### Prompt
Images excluded, repeat each entry below exactly.

### Dataset

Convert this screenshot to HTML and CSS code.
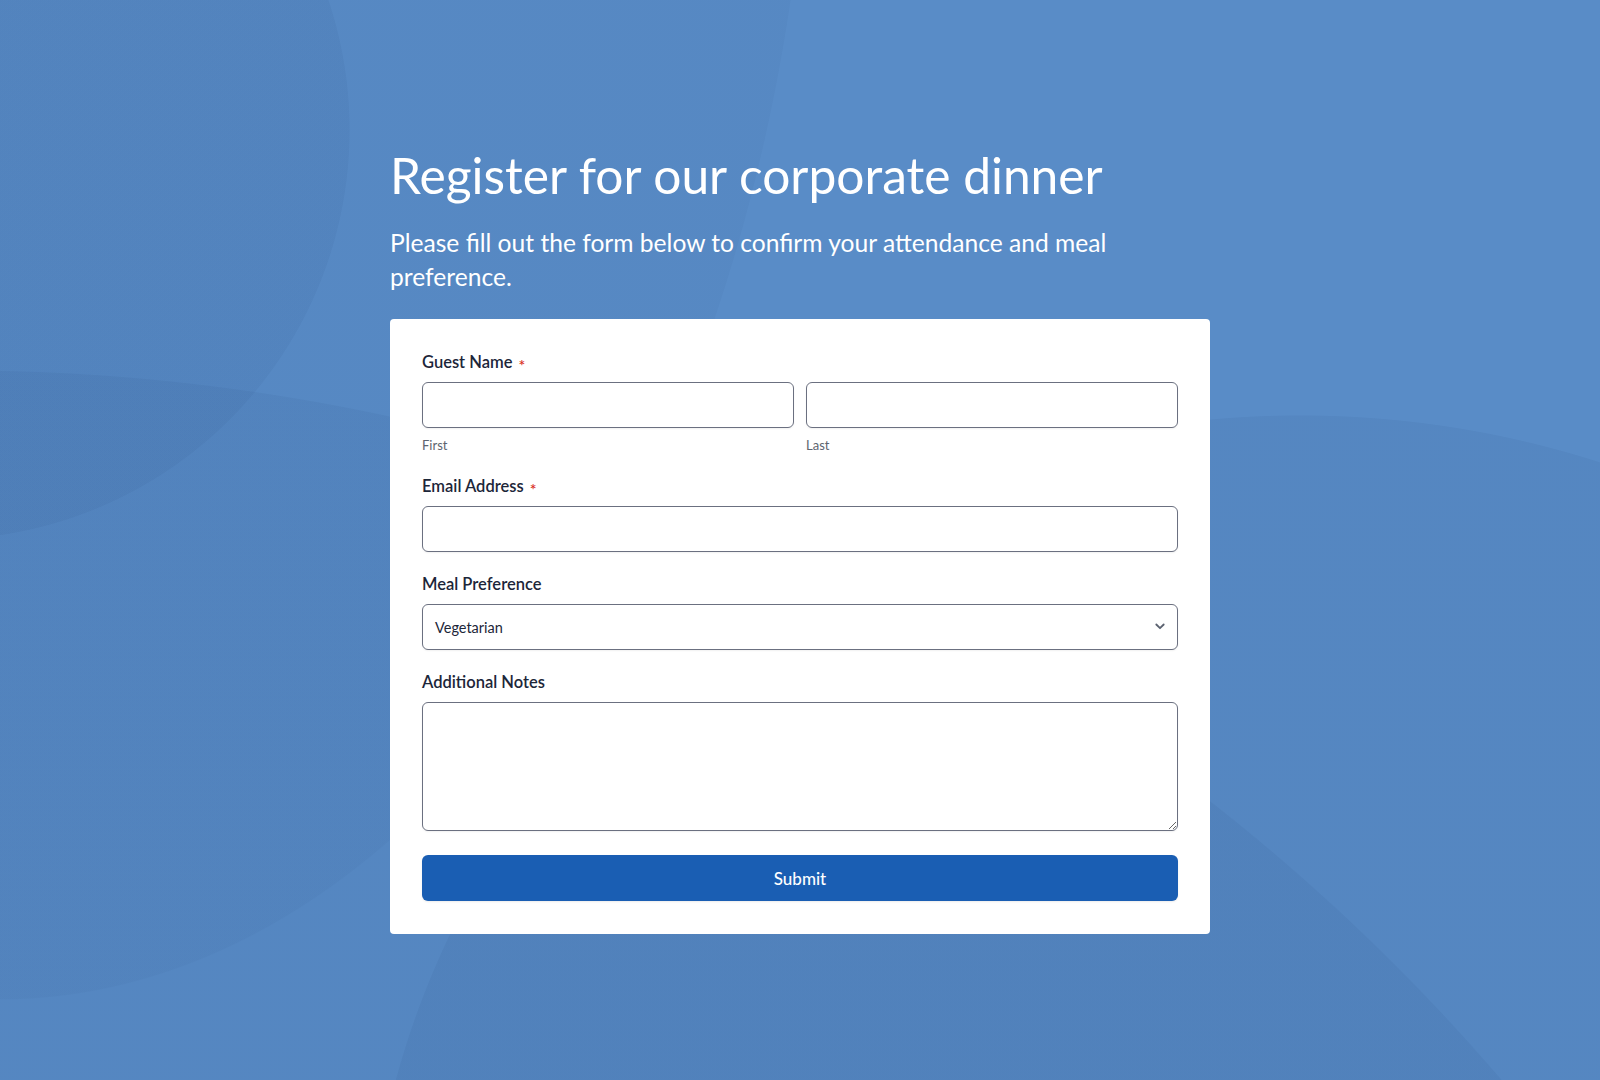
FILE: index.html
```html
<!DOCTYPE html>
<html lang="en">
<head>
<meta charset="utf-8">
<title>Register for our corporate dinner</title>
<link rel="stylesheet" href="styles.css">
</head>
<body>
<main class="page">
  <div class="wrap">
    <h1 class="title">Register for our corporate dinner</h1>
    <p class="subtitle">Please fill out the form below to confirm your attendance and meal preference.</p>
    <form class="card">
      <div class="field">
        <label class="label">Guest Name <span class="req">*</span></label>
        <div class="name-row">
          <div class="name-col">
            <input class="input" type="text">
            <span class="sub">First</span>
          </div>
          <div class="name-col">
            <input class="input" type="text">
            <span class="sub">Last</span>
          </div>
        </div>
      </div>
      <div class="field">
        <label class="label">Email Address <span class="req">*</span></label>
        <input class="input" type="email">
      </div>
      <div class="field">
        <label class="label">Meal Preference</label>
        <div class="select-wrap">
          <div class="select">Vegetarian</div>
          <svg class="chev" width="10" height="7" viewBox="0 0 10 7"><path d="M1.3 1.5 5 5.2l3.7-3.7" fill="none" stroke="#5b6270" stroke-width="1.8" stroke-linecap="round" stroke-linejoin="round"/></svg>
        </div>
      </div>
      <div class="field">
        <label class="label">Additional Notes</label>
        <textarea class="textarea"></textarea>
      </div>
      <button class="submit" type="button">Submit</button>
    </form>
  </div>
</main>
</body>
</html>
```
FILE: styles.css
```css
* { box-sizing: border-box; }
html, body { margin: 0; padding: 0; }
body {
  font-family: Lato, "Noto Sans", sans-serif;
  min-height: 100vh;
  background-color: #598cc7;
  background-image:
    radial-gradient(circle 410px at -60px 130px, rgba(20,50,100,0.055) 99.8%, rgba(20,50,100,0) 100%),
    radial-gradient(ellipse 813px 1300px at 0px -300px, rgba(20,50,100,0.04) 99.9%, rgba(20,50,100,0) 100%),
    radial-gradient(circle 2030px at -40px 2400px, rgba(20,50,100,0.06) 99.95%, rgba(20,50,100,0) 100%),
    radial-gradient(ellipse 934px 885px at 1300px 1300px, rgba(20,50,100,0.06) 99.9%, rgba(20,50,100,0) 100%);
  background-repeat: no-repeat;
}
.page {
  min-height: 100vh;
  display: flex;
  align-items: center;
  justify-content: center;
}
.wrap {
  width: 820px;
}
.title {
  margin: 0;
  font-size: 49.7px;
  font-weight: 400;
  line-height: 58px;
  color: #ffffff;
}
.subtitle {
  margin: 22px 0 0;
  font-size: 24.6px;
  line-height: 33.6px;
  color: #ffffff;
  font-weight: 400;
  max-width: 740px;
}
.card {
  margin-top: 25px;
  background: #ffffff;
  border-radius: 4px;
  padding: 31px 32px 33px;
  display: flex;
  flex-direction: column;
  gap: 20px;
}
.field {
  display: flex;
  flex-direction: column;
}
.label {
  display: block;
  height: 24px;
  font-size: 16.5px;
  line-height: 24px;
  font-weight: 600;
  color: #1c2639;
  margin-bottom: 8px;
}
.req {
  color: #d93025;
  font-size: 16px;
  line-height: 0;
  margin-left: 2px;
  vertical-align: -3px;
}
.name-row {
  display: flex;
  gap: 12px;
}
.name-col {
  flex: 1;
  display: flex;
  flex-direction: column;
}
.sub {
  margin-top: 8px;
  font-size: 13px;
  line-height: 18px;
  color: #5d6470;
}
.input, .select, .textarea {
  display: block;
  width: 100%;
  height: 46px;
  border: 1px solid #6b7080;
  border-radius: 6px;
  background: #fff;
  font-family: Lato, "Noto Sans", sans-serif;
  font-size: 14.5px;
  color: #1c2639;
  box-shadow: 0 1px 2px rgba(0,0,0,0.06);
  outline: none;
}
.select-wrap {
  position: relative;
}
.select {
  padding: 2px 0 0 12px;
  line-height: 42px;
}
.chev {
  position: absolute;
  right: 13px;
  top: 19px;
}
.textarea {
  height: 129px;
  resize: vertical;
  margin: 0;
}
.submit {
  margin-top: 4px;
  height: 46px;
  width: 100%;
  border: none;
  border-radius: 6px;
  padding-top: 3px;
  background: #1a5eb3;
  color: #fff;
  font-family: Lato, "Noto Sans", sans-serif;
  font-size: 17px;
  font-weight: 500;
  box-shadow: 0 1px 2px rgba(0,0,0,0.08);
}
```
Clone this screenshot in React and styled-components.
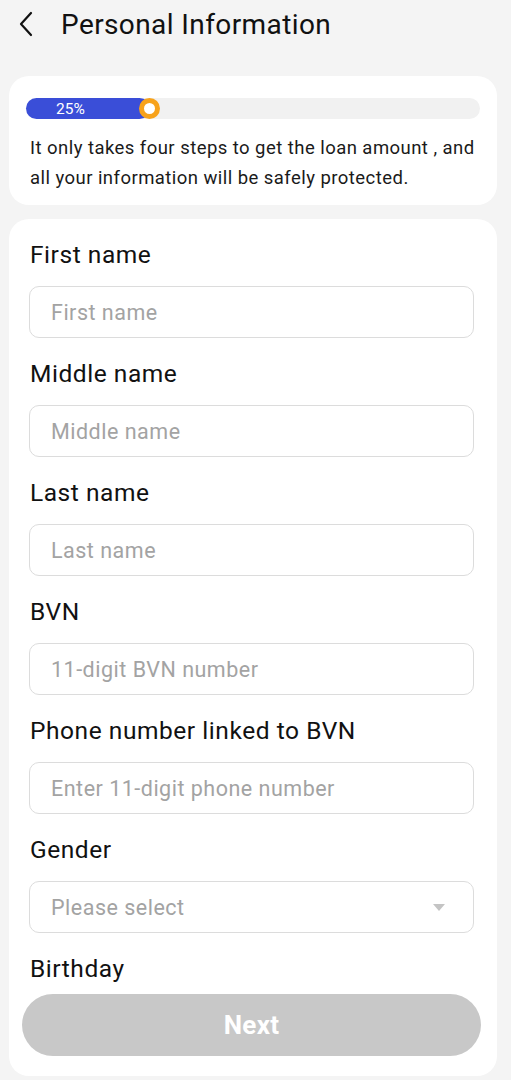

### Finished exercise
Convert this screenshot to HTML and CSS code.
FILE: index.html
```html
<!DOCTYPE html>
<html lang="en">
<head>
<meta charset="utf-8">
<title>Register for our corporate dinner</title>
<link rel="stylesheet" href="styles.css">
</head>
<body>
<main class="page">
  <div class="wrap">
    <h1 class="title">Register for our corporate dinner</h1>
    <p class="subtitle">Please fill out the form below to confirm your attendance and meal preference.</p>
    <form class="card">
      <div class="field">
        <label class="label">Guest Name <span class="req">*</span></label>
        <div class="name-row">
          <div class="name-col">
            <input class="input" type="text">
            <span class="sub">First</span>
          </div>
          <div class="name-col">
            <input class="input" type="text">
            <span class="sub">Last</span>
          </div>
        </div>
      </div>
      <div class="field">
        <label class="label">Email Address <span class="req">*</span></label>
        <input class="input" type="email">
      </div>
      <div class="field">
        <label class="label">Meal Preference</label>
        <div class="select-wrap">
          <div class="select">Vegetarian</div>
          <svg class="chev" width="10" height="7" viewBox="0 0 10 7"><path d="M1.3 1.5 5 5.2l3.7-3.7" fill="none" stroke="#5b6270" stroke-width="1.8" stroke-linecap="round" stroke-linejoin="round"/></svg>
        </div>
      </div>
      <div class="field">
        <label class="label">Additional Notes</label>
        <textarea class="textarea"></textarea>
      </div>
      <button class="submit" type="button">Submit</button>
    </form>
  </div>
</main>
</body>
</html>
```
FILE: styles.css
```css
* { box-sizing: border-box; }
html, body { margin: 0; padding: 0; }
body {
  font-family: Lato, "Noto Sans", sans-serif;
  min-height: 100vh;
  background-color: #598cc7;
  background-image:
    radial-gradient(circle 410px at -60px 130px, rgba(20,50,100,0.055) 99.8%, rgba(20,50,100,0) 100%),
    radial-gradient(ellipse 813px 1300px at 0px -300px, rgba(20,50,100,0.04) 99.9%, rgba(20,50,100,0) 100%),
    radial-gradient(circle 2030px at -40px 2400px, rgba(20,50,100,0.06) 99.95%, rgba(20,50,100,0) 100%),
    radial-gradient(ellipse 934px 885px at 1300px 1300px, rgba(20,50,100,0.06) 99.9%, rgba(20,50,100,0) 100%);
  background-repeat: no-repeat;
}
.page {
  min-height: 100vh;
  display: flex;
  align-items: center;
  justify-content: center;
}
.wrap {
  width: 820px;
}
.title {
  margin: 0;
  font-size: 49.7px;
  font-weight: 400;
  line-height: 58px;
  color: #ffffff;
}
.subtitle {
  margin: 22px 0 0;
  font-size: 24.6px;
  line-height: 33.6px;
  color: #ffffff;
  font-weight: 400;
  max-width: 740px;
}
.card {
  margin-top: 25px;
  background: #ffffff;
  border-radius: 4px;
  padding: 31px 32px 33px;
  display: flex;
  flex-direction: column;
  gap: 20px;
}
.field {
  display: flex;
  flex-direction: column;
}
.label {
  display: block;
  height: 24px;
  font-size: 16.5px;
  line-height: 24px;
  font-weight: 600;
  color: #1c2639;
  margin-bottom: 8px;
}
.req {
  color: #d93025;
  font-size: 16px;
  line-height: 0;
  margin-left: 2px;
  vertical-align: -3px;
}
.name-row {
  display: flex;
  gap: 12px;
}
.name-col {
  flex: 1;
  display: flex;
  flex-direction: column;
}
.sub {
  margin-top: 8px;
  font-size: 13px;
  line-height: 18px;
  color: #5d6470;
}
.input, .select, .textarea {
  display: block;
  width: 100%;
  height: 46px;
  border: 1px solid #6b7080;
  border-radius: 6px;
  background: #fff;
  font-family: Lato, "Noto Sans", sans-serif;
  font-size: 14.5px;
  color: #1c2639;
  box-shadow: 0 1px 2px rgba(0,0,0,0.06);
  outline: none;
}
.select-wrap {
  position: relative;
}
.select {
  padding: 2px 0 0 12px;
  line-height: 42px;
}
.chev {
  position: absolute;
  right: 13px;
  top: 19px;
}
.textarea {
  height: 129px;
  resize: vertical;
  margin: 0;
}
.submit {
  margin-top: 4px;
  height: 46px;
  width: 100%;
  border: none;
  border-radius: 6px;
  padding-top: 3px;
  background: #1a5eb3;
  color: #fff;
  font-family: Lato, "Noto Sans", sans-serif;
  font-size: 17px;
  font-weight: 500;
  box-shadow: 0 1px 2px rgba(0,0,0,0.08);
}
```
Clone this screenshot in React and styled-components.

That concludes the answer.